● **Your task**:
Find each line with "components" and copy it.

● **Data block**:
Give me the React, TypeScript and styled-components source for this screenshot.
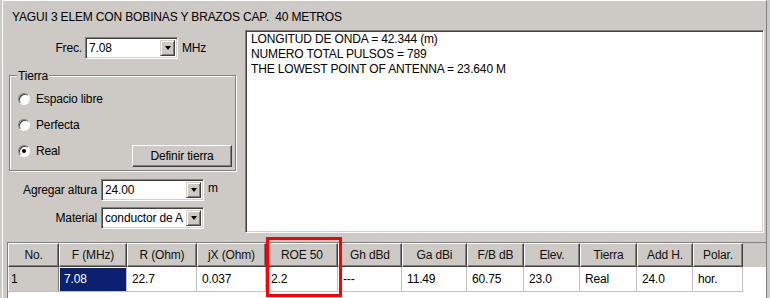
import React from 'react'
import styled, { createGlobalStyle } from 'styled-components'

const FACE = '#cdc9c5'

const GlobalStyle = createGlobalStyle`
  html, body { margin: 0; padding: 0; background: ${FACE}; }
  * { box-sizing: border-box; }
`

const Window = styled.div`
  position: relative;
  width: 770px;
  height: 298px;
  overflow: hidden;
  background: ${FACE};
  font-family: 'Liberation Sans', Arial, sans-serif;
  font-size: 12px;
  line-height: 14px;
  letter-spacing: -0.15px;
  color: #000;
  padding-left: 2px;
`

const Panel = styled.div`
  height: 100%;
  margin-right: 3px;
  border-left: 1px solid #fff;
  border-top: 1px solid #fff;
  border-right: 1px solid #808080;
`

const Title = styled.div`
  height: 29px;
  padding: 9px 0 0 9px;
  white-space: pre;
`

const TopSection = styled.div`
  display: flex;
  gap: 9px;
  height: 203px;
  padding-left: 5px;
`

const LeftCol = styled.div`
  width: 228px;
  padding-top: 7px;
  display: flex;
  flex-direction: column;
`

const FieldRow = styled.div<{ $gap: number }>`
  display: flex;
  align-items: center;
  height: 22px;
  margin-top: ${p => p.$gap}px;
`

const Label = styled.span<{ $w: number }>`
  width: ${p => p.$w}px;
  text-align: right;
  margin-right: ${p => (p.$w > 80 ? 4 : 3)}px;
`

const Unit = styled.span<{ $lift?: number }>`
  margin-left: 4px;
  margin-bottom: ${p => p.$lift || 0}px;
`

const Combo = styled.div<{ $w: number }>`
  width: ${p => p.$w}px;
  height: 22px;
  display: flex;
  background: #fff;
  border-style: solid;
  border-width: 1px;
  border-color: #808080 #fff #fff #808080;
  box-shadow: inset 1px 1px 0 #404040, inset -1px -1px 0 #d4d0c8;
  padding: 2px 2px 2px 3px;
`

const ComboText = styled.span`
  flex: 1;
  overflow: hidden;
  white-space: nowrap;
  line-height: 16px;
`

const DropButton = styled.span`
  width: 15px;
  height: 16px;
  background: ${FACE};
  border-style: solid;
  border-width: 1px;
  border-color: #d4d0c8 #404040 #404040 #d4d0c8;
  box-shadow: inset 1px 1px 0 #fff, inset -1px -1px 0 #808080;
  display: flex;
  align-items: center;
  justify-content: center;

  &::after {
    content: '';
    border-left: 3.5px solid transparent;
    border-right: 3.5px solid transparent;
    border-top: 4px solid #000;
  }
`

const GroupBox = styled.div`
  margin-top: 16px;
  margin-left: 1px;
  width: 227px;
  height: 96px;
  border: 1px solid #808080;
  box-shadow: inset 1px 1px 0 #fff, 1px 1px 0 #fff;
  display: flex;
  flex-direction: column;
  padding: 0 3px 0 8px;
`

const Legend = styled.span`
  align-self: flex-start;
  margin: -7px 0 3px -1px;
  padding: 0 1px;
  background: ${FACE};
`

const RadioRow = styled.div`
  display: flex;
  align-items: center;
  justify-content: space-between;
  height: 26px;
`

const RadioLabel = styled.label`
  display: flex;
  align-items: center;
  gap: 6px;
`

const RadioCircle = styled.span<{ $on?: boolean }>`
  width: 12px;
  height: 12px;
  border-radius: 50%;
  background: #fff;
  border: 1px solid;
  border-color: #808080 #fff #fff #808080;
  box-shadow: inset 1px 1px 0 #404040;
  display: flex;
  align-items: center;
  justify-content: center;

  &::after {
    content: '';
    width: 4px;
    height: 4px;
    border-radius: 50%;
    background: ${p => (p.$on ? '#000' : 'transparent')};
  }
`

const Button = styled.button`
  margin-top: 10px;
  width: 100px;
  height: 22px;
  font: inherit;
  letter-spacing: inherit;
  color: #000;
  background: ${FACE};
  border: 1px solid;
  border-color: #fff #404040 #404040 #fff;
  box-shadow: inset -1px -1px 0 #808080;
  padding: 0;
`

const TextArea = styled.div`
  width: 519px;
  height: 203px;
  background: #fff;
  border: 1px solid;
  border-color: #808080 #fff #fff #808080;
  box-shadow: inset 1px 1px 0 #404040, inset -1px -1px 0 #d4d0c8;
  padding: 1px 5px;
  line-height: 15px;
`

const Grid = styled.div`
  margin: 9px 0 0 4px;
  height: 60px;
  background: #fff;
  border-left: 1px solid #808080;
  border-top: 1px solid #808080;
`

const HeadRow = styled.div`
  display: flex;
  height: 24px;
  background: ${FACE};
`

const HeadCell = styled.div<{ $w: number }>`
  width: ${p => p.$w}px;
  display: flex;
  align-items: center;
  justify-content: center;
  border: 1px solid;
  border-color: #fff #404040 #404040 #fff;
  box-shadow: inset -1px -1px 0 #808080;
  color: #111;
`

const DataRow = styled.div`
  display: flex;
  height: 25px;
`

const DataCell = styled.div<{ $w: number; $kind?: 'head' | 'sel' }>`
  width: ${p => p.$w}px;
  display: flex;
  align-items: center;
  padding-left: ${p => (p.$kind === 'head' ? 3 : 5)}px;
  border-right: 1px solid ${p => (p.$kind === 'head' ? '#808080' : '#c0c0c0')};
  border-bottom: 1px solid #c0c0c0;
  background: ${p => (p.$kind === 'head' ? FACE : p.$kind === 'sel' ? '#0b2170' : '#fff')};
  color: ${p => (p.$kind === 'sel' ? '#fff' : '#000')};
  box-shadow: ${p => (p.$kind === 'head' ? 'inset 1px 0 0 #fff' : p.$kind === 'sel' ? 'inset 1px 1px 0 #fff' : 'none')};
`

const Highlight = styled.div`
  position: absolute;
  left: 266px;
  top: 237px;
  width: 76px;
  height: 60px;
  border: 3px solid #ff0000;
  pointer-events: none;
`

const columns = [
  { title: 'No.', w: 51, value: '1' },
  { title: 'F (MHz)', w: 68, value: '7.08' },
  { title: 'R (Ohm)', w: 70, value: '22.7' },
  { title: 'jX (Ohm)', w: 69, value: '0.037' },
  { title: 'ROE 50', w: 72, value: '2.2' },
  { title: 'Gh dBd', w: 64, value: '---' },
  { title: 'Ga dBi', w: 65, value: '11.49' },
  { title: 'F/B dB', w: 57, value: '60.75' },
  { title: 'Elev.', w: 56, value: '23.0' },
  { title: 'Tierra', w: 57, value: 'Real' },
  { title: 'Add H.', w: 56, value: '24.0' },
  { title: 'Polar.', w: 50, value: 'hor.' },
]

const output = [
  'LONGITUD DE ONDA = 42.344 (m)',
  'NUMERO TOTAL PULSOS = 789',
  'THE LOWEST POINT OF ANTENNA = 23.640 M',
]

export default function App() {
  return (
    <>
      <GlobalStyle />
      <Window>
        <Panel>
          <Title>YAGUI 3 ELEM CON BOBINAS Y BRAZOS CAP.  40 METROS</Title>
          <TopSection>
            <LeftCol>
              <FieldRow $gap={0}>
                <Label $w={74}>Frec.</Label>
                <Combo $w={93}>
                  <ComboText>7.08</ComboText>
                  <DropButton />
                </Combo>
                <Unit>MHz</Unit>
              </FieldRow>

              <GroupBox>
                <Legend>Tierra</Legend>
                <RadioRow>
                  <RadioLabel>
                    <RadioCircle />
                    Espacio libre
                  </RadioLabel>
                </RadioRow>
                <RadioRow>
                  <RadioLabel>
                    <RadioCircle />
                    Perfecta
                  </RadioLabel>
                </RadioRow>
                <RadioRow>
                  <RadioLabel>
                    <RadioCircle $on />
                    Real
                  </RadioLabel>
                  <Button>Definir tierra</Button>
                </RadioRow>
              </GroupBox>

              <FieldRow $gap={8}>
                <Label $w={89}>Agregar altura</Label>
                <Combo $w={103}>
                  <ComboText>24.00</ComboText>
                  <DropButton />
                </Combo>
                <Unit $lift={5}>m</Unit>
              </FieldRow>
              <FieldRow $gap={6}>
                <Label $w={89}>Material</Label>
                <Combo $w={103}>
                  <ComboText>conductor de A</ComboText>
                  <DropButton />
                </Combo>
              </FieldRow>
            </LeftCol>

            <TextArea>
              {output.map(line => (
                <div key={line}>{line}</div>
              ))}
            </TextArea>
          </TopSection>

          <Grid>
            <HeadRow>
              {columns.map(c => (
                <HeadCell key={c.title} $w={c.w}>
                  {c.title}
                </HeadCell>
              ))}
            </HeadRow>
            <DataRow>
              {columns.map((c, i) => (
                <DataCell key={c.title} $w={c.w} $kind={i === 0 ? 'head' : i === 1 ? 'sel' : undefined}>
                  {c.value}
                </DataCell>
              ))}
            </DataRow>
          </Grid>
        </Panel>
        <Highlight />
      </Window>
    </>
  )
}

● **Solution**:
Give me the React, TypeScript and styled-components source for this screenshot.
import styled, { createGlobalStyle } from 'styled-components'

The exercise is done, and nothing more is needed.